Goal -> Print the material below exactly as it stands, please, from its first line to the line holding "min-h-screen border-r-2 border-[#474a68]", with no pictures.

Information provided ->
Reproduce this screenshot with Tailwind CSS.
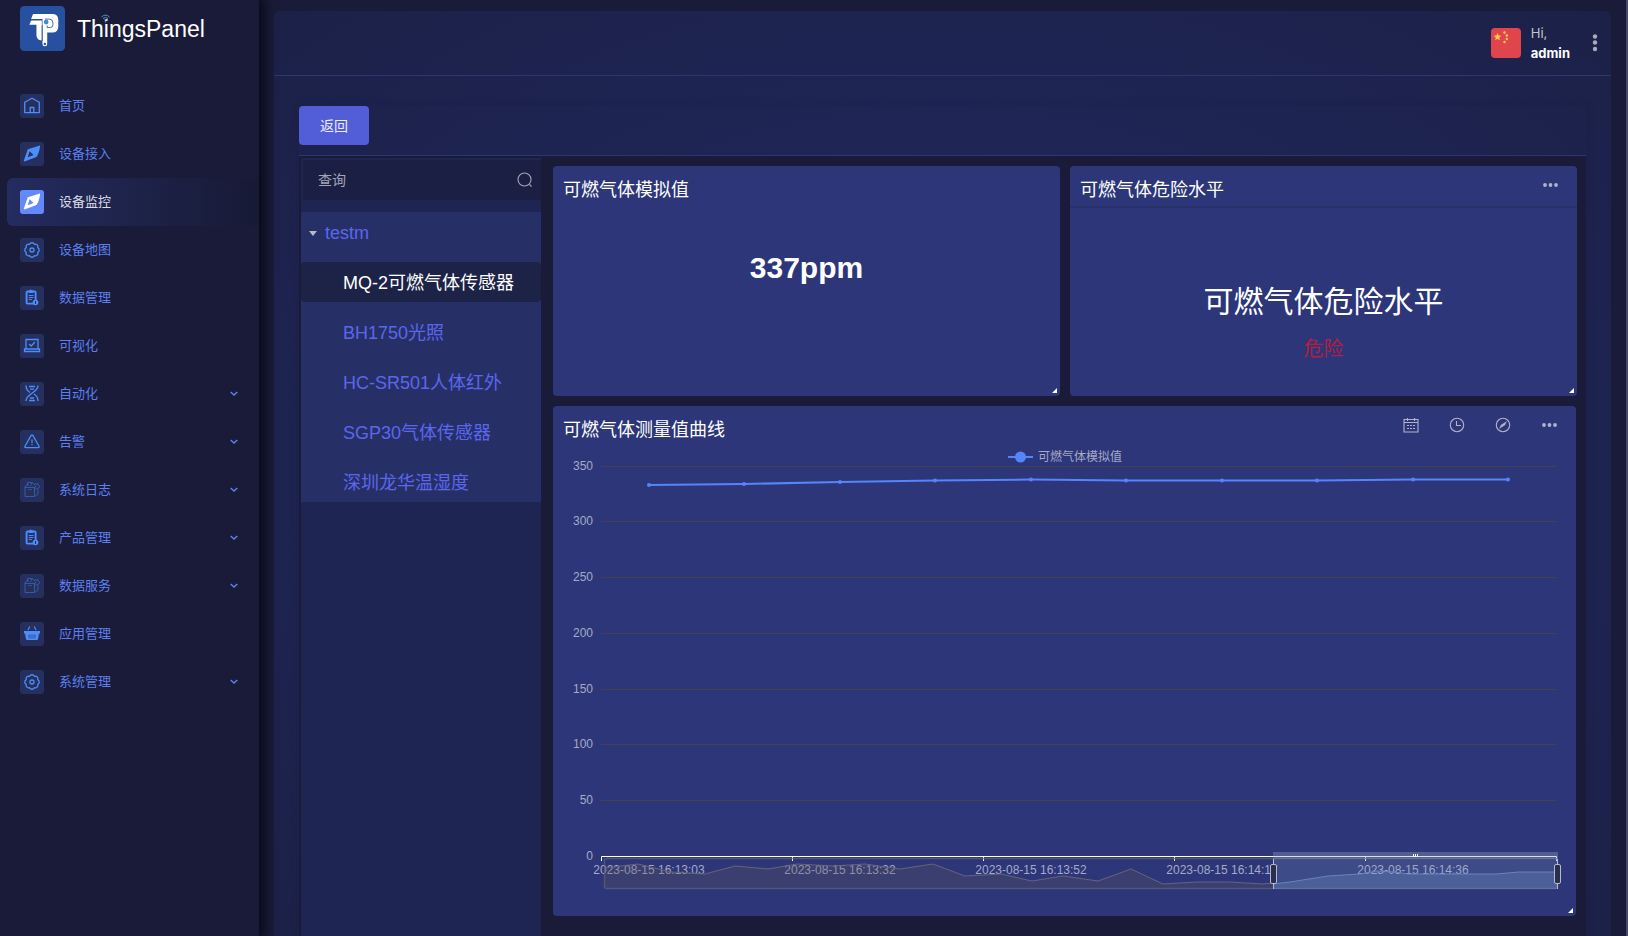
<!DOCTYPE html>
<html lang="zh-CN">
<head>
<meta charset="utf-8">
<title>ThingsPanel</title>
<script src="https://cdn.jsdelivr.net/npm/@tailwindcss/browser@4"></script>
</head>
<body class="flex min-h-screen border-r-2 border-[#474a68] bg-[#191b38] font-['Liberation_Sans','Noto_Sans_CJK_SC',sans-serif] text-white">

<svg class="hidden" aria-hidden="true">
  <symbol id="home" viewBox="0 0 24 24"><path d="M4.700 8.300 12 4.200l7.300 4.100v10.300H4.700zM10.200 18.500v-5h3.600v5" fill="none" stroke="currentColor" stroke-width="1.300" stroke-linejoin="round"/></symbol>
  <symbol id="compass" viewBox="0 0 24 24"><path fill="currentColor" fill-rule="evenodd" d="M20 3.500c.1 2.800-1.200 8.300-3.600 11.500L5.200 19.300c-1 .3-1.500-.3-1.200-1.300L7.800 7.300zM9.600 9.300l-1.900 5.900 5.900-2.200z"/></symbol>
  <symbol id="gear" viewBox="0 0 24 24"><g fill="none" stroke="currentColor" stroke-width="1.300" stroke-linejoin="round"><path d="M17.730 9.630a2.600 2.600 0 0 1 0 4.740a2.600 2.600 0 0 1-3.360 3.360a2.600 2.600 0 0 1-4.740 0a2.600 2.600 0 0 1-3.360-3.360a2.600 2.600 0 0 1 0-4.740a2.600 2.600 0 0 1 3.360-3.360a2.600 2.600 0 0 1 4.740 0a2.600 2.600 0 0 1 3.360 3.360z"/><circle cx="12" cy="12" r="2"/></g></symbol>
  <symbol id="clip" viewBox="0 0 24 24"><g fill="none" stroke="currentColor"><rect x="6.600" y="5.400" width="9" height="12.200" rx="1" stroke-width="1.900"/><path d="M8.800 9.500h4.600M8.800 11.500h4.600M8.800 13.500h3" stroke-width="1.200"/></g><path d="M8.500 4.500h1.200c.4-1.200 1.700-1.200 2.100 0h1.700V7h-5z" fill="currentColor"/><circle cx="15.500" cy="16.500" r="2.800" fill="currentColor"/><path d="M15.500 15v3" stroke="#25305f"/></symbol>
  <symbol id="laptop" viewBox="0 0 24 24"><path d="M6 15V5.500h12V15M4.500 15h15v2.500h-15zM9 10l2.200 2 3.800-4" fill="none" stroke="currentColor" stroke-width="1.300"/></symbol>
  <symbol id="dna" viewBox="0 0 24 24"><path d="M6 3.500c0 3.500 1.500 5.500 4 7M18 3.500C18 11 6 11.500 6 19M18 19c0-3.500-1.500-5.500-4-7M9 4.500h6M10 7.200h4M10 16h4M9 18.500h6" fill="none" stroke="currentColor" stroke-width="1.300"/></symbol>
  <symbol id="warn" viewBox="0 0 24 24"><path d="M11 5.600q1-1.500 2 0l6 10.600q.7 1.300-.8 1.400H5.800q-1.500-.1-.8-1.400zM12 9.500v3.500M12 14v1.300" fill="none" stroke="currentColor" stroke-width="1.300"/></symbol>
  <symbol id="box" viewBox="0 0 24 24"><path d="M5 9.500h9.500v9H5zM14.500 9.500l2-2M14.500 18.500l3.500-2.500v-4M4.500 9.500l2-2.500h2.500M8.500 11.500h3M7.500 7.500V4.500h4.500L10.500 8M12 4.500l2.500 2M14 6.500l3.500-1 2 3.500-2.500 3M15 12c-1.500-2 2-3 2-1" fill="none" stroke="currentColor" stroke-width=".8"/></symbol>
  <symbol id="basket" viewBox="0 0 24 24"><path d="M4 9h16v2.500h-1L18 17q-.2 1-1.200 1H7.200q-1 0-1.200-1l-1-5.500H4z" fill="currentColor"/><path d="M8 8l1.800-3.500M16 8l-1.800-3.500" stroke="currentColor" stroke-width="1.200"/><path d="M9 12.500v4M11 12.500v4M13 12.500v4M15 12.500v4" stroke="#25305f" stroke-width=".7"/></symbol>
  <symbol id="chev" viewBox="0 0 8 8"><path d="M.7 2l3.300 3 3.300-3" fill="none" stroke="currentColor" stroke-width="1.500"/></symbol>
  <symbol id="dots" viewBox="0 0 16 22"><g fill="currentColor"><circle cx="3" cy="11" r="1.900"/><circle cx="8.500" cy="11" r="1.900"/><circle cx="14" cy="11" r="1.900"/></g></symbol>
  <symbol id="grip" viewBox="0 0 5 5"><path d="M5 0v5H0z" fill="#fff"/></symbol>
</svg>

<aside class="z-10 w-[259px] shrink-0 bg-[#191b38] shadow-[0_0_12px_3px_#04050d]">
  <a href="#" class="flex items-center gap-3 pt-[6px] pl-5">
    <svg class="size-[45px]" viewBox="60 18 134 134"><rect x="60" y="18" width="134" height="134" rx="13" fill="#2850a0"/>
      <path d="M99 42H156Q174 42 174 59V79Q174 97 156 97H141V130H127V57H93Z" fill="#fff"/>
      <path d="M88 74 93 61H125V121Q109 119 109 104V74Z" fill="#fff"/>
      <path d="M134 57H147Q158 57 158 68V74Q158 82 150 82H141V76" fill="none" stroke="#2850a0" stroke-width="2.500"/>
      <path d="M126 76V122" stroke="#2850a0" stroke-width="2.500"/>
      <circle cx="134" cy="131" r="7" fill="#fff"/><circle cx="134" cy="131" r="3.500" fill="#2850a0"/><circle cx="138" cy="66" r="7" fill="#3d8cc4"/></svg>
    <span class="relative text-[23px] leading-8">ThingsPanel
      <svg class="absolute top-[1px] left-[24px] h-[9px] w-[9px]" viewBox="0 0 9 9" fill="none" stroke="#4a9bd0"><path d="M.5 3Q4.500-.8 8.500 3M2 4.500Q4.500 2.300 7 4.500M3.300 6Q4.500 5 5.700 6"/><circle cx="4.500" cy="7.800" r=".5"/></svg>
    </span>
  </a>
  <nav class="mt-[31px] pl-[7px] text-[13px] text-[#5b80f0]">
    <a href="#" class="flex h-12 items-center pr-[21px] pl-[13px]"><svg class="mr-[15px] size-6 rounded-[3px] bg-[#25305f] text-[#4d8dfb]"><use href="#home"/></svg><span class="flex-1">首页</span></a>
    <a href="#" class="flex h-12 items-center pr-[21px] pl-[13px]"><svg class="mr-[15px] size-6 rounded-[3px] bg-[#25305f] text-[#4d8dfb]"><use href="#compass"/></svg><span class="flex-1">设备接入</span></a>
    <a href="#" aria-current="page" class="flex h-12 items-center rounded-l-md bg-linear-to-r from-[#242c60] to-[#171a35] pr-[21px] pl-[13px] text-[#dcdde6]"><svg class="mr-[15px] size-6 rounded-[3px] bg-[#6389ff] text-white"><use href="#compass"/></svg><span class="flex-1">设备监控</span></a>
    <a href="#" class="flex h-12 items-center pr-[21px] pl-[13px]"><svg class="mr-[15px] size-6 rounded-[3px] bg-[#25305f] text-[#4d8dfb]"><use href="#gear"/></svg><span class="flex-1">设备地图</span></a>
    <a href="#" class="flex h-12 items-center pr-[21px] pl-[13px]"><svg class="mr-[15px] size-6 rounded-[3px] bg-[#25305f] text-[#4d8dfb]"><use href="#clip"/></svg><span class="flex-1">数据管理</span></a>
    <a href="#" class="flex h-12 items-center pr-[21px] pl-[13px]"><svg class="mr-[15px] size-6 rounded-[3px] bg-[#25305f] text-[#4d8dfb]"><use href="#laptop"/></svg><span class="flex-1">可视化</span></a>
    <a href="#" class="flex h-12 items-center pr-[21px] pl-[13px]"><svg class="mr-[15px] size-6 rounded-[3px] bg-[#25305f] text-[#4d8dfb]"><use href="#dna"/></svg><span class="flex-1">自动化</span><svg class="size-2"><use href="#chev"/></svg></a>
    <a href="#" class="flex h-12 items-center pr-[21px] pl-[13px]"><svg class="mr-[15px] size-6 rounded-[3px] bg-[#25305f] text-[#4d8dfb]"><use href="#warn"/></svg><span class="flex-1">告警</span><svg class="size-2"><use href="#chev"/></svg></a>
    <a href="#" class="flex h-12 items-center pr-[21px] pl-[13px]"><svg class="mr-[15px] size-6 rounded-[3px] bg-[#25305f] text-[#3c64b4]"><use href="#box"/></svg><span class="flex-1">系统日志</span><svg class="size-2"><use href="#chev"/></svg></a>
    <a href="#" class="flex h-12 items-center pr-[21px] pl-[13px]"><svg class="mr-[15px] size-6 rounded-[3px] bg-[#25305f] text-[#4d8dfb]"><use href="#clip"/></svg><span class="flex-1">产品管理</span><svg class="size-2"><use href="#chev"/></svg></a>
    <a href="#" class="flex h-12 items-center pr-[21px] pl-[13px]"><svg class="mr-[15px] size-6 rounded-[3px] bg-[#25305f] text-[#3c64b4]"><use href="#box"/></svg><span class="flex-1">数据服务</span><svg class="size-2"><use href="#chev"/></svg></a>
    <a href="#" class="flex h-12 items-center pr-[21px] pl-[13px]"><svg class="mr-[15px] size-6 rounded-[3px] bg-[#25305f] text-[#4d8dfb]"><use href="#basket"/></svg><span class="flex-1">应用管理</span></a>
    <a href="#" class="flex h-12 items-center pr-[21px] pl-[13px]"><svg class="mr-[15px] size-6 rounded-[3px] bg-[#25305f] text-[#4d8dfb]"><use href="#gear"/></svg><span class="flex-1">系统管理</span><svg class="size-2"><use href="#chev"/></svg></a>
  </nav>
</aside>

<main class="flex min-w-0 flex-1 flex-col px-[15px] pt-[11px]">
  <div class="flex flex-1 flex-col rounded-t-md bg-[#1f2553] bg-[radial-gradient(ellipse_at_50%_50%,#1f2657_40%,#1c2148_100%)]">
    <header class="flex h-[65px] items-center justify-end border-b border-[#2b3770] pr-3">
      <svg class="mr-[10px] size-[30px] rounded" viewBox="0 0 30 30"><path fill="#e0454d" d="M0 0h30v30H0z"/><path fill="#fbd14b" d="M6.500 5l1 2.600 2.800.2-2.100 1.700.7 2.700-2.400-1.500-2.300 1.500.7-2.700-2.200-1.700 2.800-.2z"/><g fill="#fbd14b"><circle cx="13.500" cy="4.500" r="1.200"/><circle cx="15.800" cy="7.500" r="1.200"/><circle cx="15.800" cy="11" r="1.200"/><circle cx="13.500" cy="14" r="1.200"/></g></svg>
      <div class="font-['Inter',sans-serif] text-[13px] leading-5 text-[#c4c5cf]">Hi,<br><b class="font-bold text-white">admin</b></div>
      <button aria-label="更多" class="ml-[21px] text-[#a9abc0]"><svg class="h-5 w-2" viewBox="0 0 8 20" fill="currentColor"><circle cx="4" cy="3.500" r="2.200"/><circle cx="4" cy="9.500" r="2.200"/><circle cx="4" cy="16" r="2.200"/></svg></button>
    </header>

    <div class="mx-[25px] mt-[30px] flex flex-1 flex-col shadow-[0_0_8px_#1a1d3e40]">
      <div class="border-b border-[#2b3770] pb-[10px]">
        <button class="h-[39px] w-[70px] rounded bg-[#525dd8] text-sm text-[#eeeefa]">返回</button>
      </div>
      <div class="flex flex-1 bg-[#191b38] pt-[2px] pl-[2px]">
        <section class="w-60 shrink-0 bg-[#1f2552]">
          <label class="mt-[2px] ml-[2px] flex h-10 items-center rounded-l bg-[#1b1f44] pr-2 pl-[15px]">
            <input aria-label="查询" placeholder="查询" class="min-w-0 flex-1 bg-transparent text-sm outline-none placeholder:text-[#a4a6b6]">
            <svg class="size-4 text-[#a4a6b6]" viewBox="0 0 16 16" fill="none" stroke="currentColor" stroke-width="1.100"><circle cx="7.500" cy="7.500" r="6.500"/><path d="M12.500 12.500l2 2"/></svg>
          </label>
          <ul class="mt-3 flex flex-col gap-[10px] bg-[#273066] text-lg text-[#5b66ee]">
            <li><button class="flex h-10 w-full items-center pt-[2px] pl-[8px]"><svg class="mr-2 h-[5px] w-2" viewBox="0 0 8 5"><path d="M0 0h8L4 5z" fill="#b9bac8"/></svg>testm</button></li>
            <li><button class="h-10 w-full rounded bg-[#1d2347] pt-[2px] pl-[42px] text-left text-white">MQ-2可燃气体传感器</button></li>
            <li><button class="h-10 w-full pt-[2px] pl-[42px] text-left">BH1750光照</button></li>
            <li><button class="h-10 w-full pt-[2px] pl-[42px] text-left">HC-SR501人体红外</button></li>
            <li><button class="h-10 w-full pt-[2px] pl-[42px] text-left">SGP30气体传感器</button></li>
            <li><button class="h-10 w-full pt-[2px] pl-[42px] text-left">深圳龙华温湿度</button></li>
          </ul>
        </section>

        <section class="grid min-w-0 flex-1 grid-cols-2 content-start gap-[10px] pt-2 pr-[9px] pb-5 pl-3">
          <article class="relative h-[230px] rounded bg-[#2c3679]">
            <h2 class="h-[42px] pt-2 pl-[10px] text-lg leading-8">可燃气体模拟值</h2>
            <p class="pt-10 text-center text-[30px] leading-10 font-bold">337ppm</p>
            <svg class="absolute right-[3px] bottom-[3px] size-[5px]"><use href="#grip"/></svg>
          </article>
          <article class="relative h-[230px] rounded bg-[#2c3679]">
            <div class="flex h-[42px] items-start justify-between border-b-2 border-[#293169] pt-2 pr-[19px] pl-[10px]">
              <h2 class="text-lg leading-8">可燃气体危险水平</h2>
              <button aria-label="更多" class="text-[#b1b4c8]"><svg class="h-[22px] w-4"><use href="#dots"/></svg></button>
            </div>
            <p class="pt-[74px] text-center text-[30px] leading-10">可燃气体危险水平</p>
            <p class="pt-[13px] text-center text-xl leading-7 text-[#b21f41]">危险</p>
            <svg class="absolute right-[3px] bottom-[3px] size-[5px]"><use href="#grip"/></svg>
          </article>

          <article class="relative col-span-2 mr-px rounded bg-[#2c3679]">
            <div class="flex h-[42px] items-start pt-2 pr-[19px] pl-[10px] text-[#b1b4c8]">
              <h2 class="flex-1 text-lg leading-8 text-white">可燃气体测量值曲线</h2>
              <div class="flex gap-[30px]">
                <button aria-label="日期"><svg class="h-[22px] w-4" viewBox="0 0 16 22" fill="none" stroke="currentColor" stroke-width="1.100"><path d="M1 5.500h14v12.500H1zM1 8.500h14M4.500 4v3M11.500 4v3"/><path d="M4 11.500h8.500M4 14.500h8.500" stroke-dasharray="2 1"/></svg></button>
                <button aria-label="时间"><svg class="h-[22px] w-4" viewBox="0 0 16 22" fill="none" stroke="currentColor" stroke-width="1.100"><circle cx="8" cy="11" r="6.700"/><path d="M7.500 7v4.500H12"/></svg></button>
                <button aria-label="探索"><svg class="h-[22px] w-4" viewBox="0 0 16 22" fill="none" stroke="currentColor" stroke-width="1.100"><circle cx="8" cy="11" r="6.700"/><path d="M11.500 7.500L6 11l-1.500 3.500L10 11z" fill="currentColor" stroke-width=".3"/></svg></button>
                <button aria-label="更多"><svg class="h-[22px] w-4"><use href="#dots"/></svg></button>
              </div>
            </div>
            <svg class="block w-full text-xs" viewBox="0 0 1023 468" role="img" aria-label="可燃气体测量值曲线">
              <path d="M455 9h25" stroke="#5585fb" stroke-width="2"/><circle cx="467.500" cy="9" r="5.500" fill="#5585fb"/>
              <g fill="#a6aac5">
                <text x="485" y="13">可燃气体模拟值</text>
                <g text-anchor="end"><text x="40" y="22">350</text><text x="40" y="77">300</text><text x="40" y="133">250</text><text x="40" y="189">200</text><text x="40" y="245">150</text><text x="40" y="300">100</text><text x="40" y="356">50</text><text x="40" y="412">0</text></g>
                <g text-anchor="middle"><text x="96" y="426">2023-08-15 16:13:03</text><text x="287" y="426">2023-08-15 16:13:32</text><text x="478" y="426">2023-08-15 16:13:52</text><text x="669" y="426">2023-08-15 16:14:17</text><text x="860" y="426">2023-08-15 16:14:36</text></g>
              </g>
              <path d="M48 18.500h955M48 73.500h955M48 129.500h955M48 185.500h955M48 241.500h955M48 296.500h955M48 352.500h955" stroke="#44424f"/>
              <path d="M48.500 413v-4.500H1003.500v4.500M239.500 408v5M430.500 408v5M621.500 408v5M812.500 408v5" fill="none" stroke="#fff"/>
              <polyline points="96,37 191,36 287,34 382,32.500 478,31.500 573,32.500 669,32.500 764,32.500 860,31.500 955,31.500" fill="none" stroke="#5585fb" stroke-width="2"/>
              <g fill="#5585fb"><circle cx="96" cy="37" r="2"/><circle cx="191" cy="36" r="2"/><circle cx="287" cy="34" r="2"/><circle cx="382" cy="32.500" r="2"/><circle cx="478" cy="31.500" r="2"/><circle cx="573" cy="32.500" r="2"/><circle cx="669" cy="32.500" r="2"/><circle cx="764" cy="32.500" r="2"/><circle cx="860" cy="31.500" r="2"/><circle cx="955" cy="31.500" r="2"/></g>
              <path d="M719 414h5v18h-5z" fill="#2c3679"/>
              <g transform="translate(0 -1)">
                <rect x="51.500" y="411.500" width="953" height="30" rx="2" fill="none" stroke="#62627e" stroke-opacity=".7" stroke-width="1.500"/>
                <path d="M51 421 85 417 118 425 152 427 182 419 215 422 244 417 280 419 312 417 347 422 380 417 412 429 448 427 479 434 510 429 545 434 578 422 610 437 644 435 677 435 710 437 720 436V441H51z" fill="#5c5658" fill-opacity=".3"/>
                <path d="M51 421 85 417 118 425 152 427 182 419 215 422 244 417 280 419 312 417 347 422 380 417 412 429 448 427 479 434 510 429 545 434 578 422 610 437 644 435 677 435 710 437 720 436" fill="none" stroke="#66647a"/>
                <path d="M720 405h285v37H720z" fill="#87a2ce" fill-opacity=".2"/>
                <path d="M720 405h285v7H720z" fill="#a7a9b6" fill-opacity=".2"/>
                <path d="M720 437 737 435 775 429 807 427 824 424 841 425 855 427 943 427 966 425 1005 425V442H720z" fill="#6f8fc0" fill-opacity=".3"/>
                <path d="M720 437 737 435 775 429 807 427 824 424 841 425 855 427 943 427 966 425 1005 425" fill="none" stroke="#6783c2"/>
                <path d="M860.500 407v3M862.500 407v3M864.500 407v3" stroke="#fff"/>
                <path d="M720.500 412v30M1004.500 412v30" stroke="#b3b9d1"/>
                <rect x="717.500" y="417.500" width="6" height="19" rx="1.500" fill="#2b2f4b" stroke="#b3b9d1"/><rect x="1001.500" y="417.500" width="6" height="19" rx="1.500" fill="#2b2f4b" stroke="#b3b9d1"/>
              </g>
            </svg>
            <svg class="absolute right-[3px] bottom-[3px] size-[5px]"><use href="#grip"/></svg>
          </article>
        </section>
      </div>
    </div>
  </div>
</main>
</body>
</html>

Output of the exercise ->
Reproduce this screenshot with Tailwind CSS.
<!DOCTYPE html>
<html lang="zh-CN">
<head>
<meta charset="utf-8">
<title>ThingsPanel</title>
<script src="https://cdn.jsdelivr.net/npm/@tailwindcss/browser@4"></script>
</head>
<body class="flex min-h-screen border-r-2 border-[#474a68] bg-[#191b38] font-['Liberation_Sans','Noto_Sans_CJK_SC',sans-serif] text-white">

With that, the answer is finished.